— Start of Data lines —
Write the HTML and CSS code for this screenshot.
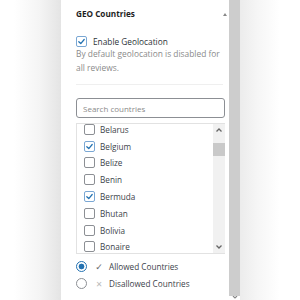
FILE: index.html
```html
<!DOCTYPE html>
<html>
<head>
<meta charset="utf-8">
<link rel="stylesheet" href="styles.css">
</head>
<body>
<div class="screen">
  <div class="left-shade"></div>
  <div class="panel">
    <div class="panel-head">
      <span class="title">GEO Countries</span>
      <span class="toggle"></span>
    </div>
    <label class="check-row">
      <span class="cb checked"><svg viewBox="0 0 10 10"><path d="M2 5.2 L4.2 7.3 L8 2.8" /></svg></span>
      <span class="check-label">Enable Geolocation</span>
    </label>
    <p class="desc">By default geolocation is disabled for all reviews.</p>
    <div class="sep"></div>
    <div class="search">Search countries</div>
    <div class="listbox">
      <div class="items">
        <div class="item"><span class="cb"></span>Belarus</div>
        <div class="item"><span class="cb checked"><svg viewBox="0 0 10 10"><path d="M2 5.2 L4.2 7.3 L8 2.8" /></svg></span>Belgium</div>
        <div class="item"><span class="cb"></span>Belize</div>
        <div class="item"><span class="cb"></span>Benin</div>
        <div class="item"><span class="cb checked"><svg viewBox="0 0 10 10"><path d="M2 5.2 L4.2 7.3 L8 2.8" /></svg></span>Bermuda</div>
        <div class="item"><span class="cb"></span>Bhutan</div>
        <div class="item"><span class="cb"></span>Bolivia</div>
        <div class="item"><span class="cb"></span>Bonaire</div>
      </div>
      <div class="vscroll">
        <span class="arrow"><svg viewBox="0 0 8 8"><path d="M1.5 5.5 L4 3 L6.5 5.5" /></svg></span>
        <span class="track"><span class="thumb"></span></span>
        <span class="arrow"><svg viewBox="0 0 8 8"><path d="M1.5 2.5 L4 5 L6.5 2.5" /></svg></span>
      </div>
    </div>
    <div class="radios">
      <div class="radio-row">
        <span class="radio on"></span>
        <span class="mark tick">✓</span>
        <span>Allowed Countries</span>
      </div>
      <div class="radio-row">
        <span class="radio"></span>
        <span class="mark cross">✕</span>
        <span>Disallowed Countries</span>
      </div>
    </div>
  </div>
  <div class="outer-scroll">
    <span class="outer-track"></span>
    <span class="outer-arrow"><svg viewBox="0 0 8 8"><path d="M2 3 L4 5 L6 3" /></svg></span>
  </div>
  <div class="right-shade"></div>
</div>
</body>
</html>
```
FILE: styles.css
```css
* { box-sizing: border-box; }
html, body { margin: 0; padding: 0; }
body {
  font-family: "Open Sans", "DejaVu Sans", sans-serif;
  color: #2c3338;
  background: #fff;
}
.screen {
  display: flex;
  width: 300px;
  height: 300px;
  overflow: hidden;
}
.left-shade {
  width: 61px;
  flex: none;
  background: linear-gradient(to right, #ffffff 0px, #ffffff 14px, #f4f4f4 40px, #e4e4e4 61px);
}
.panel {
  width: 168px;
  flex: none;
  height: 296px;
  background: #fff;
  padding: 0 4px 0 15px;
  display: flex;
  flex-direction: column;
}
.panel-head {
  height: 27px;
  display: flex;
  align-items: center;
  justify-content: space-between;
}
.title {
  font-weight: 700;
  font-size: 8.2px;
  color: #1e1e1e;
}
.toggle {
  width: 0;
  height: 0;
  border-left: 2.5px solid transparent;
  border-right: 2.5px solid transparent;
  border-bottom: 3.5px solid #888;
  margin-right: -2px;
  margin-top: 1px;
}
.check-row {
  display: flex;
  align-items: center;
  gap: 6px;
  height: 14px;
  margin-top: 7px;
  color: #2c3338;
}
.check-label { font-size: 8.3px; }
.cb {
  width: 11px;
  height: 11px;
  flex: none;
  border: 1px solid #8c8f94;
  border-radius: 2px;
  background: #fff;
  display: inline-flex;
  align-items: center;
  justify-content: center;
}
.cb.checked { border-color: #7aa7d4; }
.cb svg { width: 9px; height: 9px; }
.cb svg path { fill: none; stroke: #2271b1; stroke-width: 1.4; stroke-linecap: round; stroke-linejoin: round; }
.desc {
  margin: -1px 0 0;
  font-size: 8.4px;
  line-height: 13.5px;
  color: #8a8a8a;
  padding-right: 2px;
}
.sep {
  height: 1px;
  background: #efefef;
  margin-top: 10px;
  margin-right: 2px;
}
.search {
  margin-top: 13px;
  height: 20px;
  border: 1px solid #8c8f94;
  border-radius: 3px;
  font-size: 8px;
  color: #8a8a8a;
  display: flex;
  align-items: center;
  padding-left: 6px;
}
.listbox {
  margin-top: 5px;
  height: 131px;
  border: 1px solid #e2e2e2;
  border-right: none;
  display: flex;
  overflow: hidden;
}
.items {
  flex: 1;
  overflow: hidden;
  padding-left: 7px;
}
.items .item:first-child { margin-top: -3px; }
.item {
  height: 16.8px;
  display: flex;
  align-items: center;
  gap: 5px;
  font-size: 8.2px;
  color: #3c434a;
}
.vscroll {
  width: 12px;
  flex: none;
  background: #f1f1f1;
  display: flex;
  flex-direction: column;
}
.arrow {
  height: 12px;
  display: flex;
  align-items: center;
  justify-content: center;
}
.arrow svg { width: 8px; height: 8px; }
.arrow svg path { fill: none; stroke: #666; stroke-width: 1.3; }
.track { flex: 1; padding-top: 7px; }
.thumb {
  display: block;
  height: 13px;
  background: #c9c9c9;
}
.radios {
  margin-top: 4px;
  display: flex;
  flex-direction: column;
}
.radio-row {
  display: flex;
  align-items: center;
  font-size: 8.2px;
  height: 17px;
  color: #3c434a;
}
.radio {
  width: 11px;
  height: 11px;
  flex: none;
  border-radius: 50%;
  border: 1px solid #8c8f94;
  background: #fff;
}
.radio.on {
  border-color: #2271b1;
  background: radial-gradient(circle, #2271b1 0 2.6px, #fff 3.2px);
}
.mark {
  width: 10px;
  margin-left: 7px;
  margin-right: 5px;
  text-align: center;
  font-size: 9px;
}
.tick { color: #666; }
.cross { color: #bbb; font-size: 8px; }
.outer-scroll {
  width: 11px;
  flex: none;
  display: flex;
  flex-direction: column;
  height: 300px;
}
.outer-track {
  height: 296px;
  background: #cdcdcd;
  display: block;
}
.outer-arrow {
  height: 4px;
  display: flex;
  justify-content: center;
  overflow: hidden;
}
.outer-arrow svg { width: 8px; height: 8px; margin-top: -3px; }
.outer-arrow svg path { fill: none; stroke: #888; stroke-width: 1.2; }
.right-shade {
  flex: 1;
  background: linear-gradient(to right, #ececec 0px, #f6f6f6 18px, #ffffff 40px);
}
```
— End of Data lines —
## Task to carry out
Give back every line exactly as it stands, pictures excluded.

## Task result
Write the HTML and CSS code for this screenshot.
FILE: index.html
```html
<!DOCTYPE html>
<html>
<head>
<meta charset="utf-8">
<link rel="stylesheet" href="styles.css">
</head>
<body>
<div class="screen">
  <div class="left-shade"></div>
  <div class="panel">
    <div class="panel-head">
      <span class="title">GEO Countries</span>
      <span class="toggle"></span>
    </div>
    <label class="check-row">
      <span class="cb checked"><svg viewBox="0 0 10 10"><path d="M2 5.2 L4.2 7.3 L8 2.8" /></svg></span>
      <span class="check-label">Enable Geolocation</span>
    </label>
    <p class="desc">By default geolocation is disabled for all reviews.</p>
    <div class="sep"></div>
    <div class="search">Search countries</div>
    <div class="listbox">
      <div class="items">
        <div class="item"><span class="cb"></span>Belarus</div>
        <div class="item"><span class="cb checked"><svg viewBox="0 0 10 10"><path d="M2 5.2 L4.2 7.3 L8 2.8" /></svg></span>Belgium</div>
        <div class="item"><span class="cb"></span>Belize</div>
        <div class="item"><span class="cb"></span>Benin</div>
        <div class="item"><span class="cb checked"><svg viewBox="0 0 10 10"><path d="M2 5.2 L4.2 7.3 L8 2.8" /></svg></span>Bermuda</div>
        <div class="item"><span class="cb"></span>Bhutan</div>
        <div class="item"><span class="cb"></span>Bolivia</div>
        <div class="item"><span class="cb"></span>Bonaire</div>
      </div>
      <div class="vscroll">
        <span class="arrow"><svg viewBox="0 0 8 8"><path d="M1.5 5.5 L4 3 L6.5 5.5" /></svg></span>
        <span class="track"><span class="thumb"></span></span>
        <span class="arrow"><svg viewBox="0 0 8 8"><path d="M1.5 2.5 L4 5 L6.5 2.5" /></svg></span>
      </div>
    </div>
    <div class="radios">
      <div class="radio-row">
        <span class="radio on"></span>
        <span class="mark tick">✓</span>
        <span>Allowed Countries</span>
      </div>
      <div class="radio-row">
        <span class="radio"></span>
        <span class="mark cross">✕</span>
        <span>Disallowed Countries</span>
      </div>
    </div>
  </div>
  <div class="outer-scroll">
    <span class="outer-track"></span>
    <span class="outer-arrow"><svg viewBox="0 0 8 8"><path d="M2 3 L4 5 L6 3" /></svg></span>
  </div>
  <div class="right-shade"></div>
</div>
</body>
</html>
```
FILE: styles.css
```css
* { box-sizing: border-box; }
html, body { margin: 0; padding: 0; }
body {
  font-family: "Open Sans", "DejaVu Sans", sans-serif;
  color: #2c3338;
  background: #fff;
}
.screen {
  display: flex;
  width: 300px;
  height: 300px;
  overflow: hidden;
}
.left-shade {
  width: 61px;
  flex: none;
  background: linear-gradient(to right, #ffffff 0px, #ffffff 14px, #f4f4f4 40px, #e4e4e4 61px);
}
.panel {
  width: 168px;
  flex: none;
  height: 296px;
  background: #fff;
  padding: 0 4px 0 15px;
  display: flex;
  flex-direction: column;
}
.panel-head {
  height: 27px;
  display: flex;
  align-items: center;
  justify-content: space-between;
}
.title {
  font-weight: 700;
  font-size: 8.2px;
  color: #1e1e1e;
}
.toggle {
  width: 0;
  height: 0;
  border-left: 2.5px solid transparent;
  border-right: 2.5px solid transparent;
  border-bottom: 3.5px solid #888;
  margin-right: -2px;
  margin-top: 1px;
}
.check-row {
  display: flex;
  align-items: center;
  gap: 6px;
  height: 14px;
  margin-top: 7px;
  color: #2c3338;
}
.check-label { font-size: 8.3px; }
.cb {
  width: 11px;
  height: 11px;
  flex: none;
  border: 1px solid #8c8f94;
  border-radius: 2px;
  background: #fff;
  display: inline-flex;
  align-items: center;
  justify-content: center;
}
.cb.checked { border-color: #7aa7d4; }
.cb svg { width: 9px; height: 9px; }
.cb svg path { fill: none; stroke: #2271b1; stroke-width: 1.4; stroke-linecap: round; stroke-linejoin: round; }
.desc {
  margin: -1px 0 0;
  font-size: 8.4px;
  line-height: 13.5px;
  color: #8a8a8a;
  padding-right: 2px;
}
.sep {
  height: 1px;
  background: #efefef;
  margin-top: 10px;
  margin-right: 2px;
}
.search {
  margin-top: 13px;
  height: 20px;
  border: 1px solid #8c8f94;
  border-radius: 3px;
  font-size: 8px;
  color: #8a8a8a;
  display: flex;
  align-items: center;
  padding-left: 6px;
}
.listbox {
  margin-top: 5px;
  height: 131px;
  border: 1px solid #e2e2e2;
  border-right: none;
  display: flex;
  overflow: hidden;
}
.items {
  flex: 1;
  overflow: hidden;
  padding-left: 7px;
}
.items .item:first-child { margin-top: -3px; }
.item {
  height: 16.8px;
  display: flex;
  align-items: center;
  gap: 5px;
  font-size: 8.2px;
  color: #3c434a;
}
.vscroll {
  width: 12px;
  flex: none;
  background: #f1f1f1;
  display: flex;
  flex-direction: column;
}
.arrow {
  height: 12px;
  display: flex;
  align-items: center;
  justify-content: center;
}
.arrow svg { width: 8px; height: 8px; }
.arrow svg path { fill: none; stroke: #666; stroke-width: 1.3; }
.track { flex: 1; padding-top: 7px; }
.thumb {
  display: block;
  height: 13px;
  background: #c9c9c9;
}
.radios {
  margin-top: 4px;
  display: flex;
  flex-direction: column;
}
.radio-row {
  display: flex;
  align-items: center;
  font-size: 8.2px;
  height: 17px;
  color: #3c434a;
}
.radio {
  width: 11px;
  height: 11px;
  flex: none;
  border-radius: 50%;
  border: 1px solid #8c8f94;
  background: #fff;
}
.radio.on {
  border-color: #2271b1;
  background: radial-gradient(circle, #2271b1 0 2.6px, #fff 3.2px);
}
.mark {
  width: 10px;
  margin-left: 7px;
  margin-right: 5px;
  text-align: center;
  font-size: 9px;
}
.tick { color: #666; }
.cross { color: #bbb; font-size: 8px; }
.outer-scroll {
  width: 11px;
  flex: none;
  display: flex;
  flex-direction: column;
  height: 300px;
}
.outer-track {
  height: 296px;
  background: #cdcdcd;
  display: block;
}
.outer-arrow {
  height: 4px;
  display: flex;
  justify-content: center;
  overflow: hidden;
}
.outer-arrow svg { width: 8px; height: 8px; margin-top: -3px; }
.outer-arrow svg path { fill: none; stroke: #888; stroke-width: 1.2; }
.right-shade {
  flex: 1;
  background: linear-gradient(to right, #ececec 0px, #f6f6f6 18px, #ffffff 40px);
}
```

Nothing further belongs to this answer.